Historically, beauty has also been linked to money and power, functioning almost like an archetype. Beauty opens doors, just as wealth does. It signals value, status, and opportunity. Over time, this association hardens—beauty becomes currency, and currency becomes beauty. Both are shiny, flashy elements that draw attention, promise access, and create aspiration.

At a deeper level, the chase for beauty reflects the core tone of human nature and the world itself. Humans are not neutral observers; we are responsive beings. We seek patterns, balance, symmetry, and meaning. Beauty offers coherence in a chaotic world—it gives form to emotion and texture to existence.

This urge often pushes us to act—to change something in the physical realm. We dress differently, build differently, curate differently. Even the ways we express beauty shift across cultures and centuries. What was once revered may later feel excessive, outdated, or even repelling. A change in “eyes”—a shift in perspective—can completely alter how beauty is perceived and felt.

Yet, no matter how definitions evolve, the chase never disappears. Each change gives rise to a new form of pursuit. If one version of beauty fades, another takes its place—through style, ideology, identity, or innovation. The object changes, but the impulse remains.

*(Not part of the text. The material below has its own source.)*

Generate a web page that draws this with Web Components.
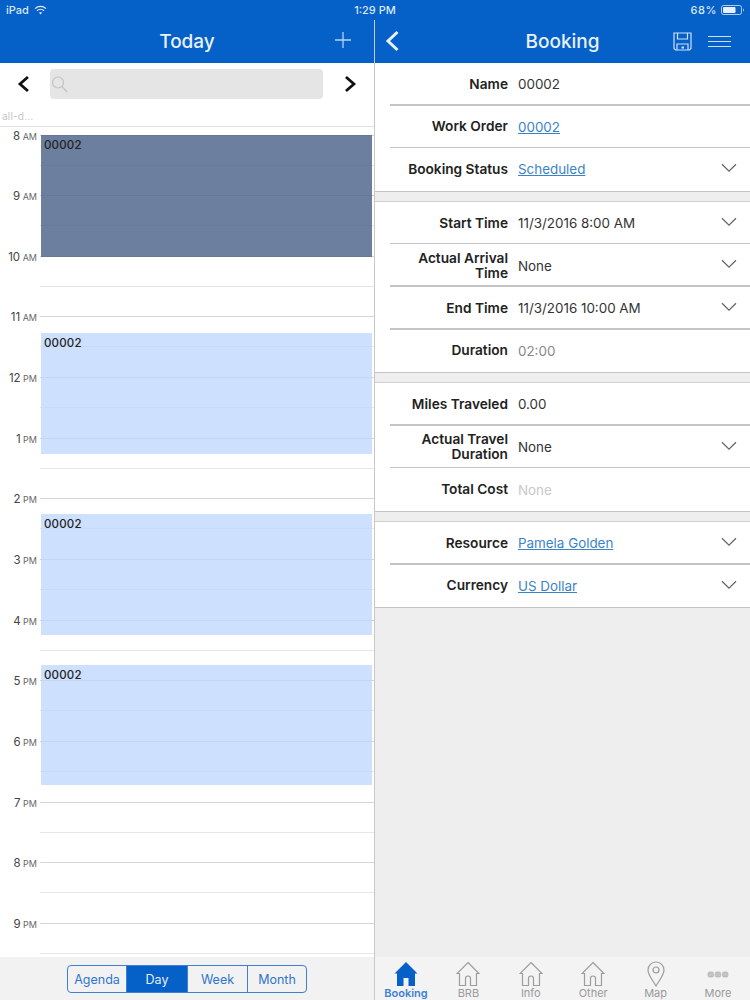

In conclusion, the chase for beauty is inseparable from human nature itself. It echoes humanity’s long relationship with conquest—of land, resources, ideas, and meaning. Hustling, striving, and seeking have shaped recorded civilizations. Whether this impulse existed in pre-civilizations—the lost ones we only glimpse through fragments—we do not fully know. What we do know is that scientists and archaeologists continue to uncover connections across centuries that are both precise and astonishing. These links suggest that beneath changing forms, human longing remains constant—and beauty, in one form or another, has always been part of that pursuit.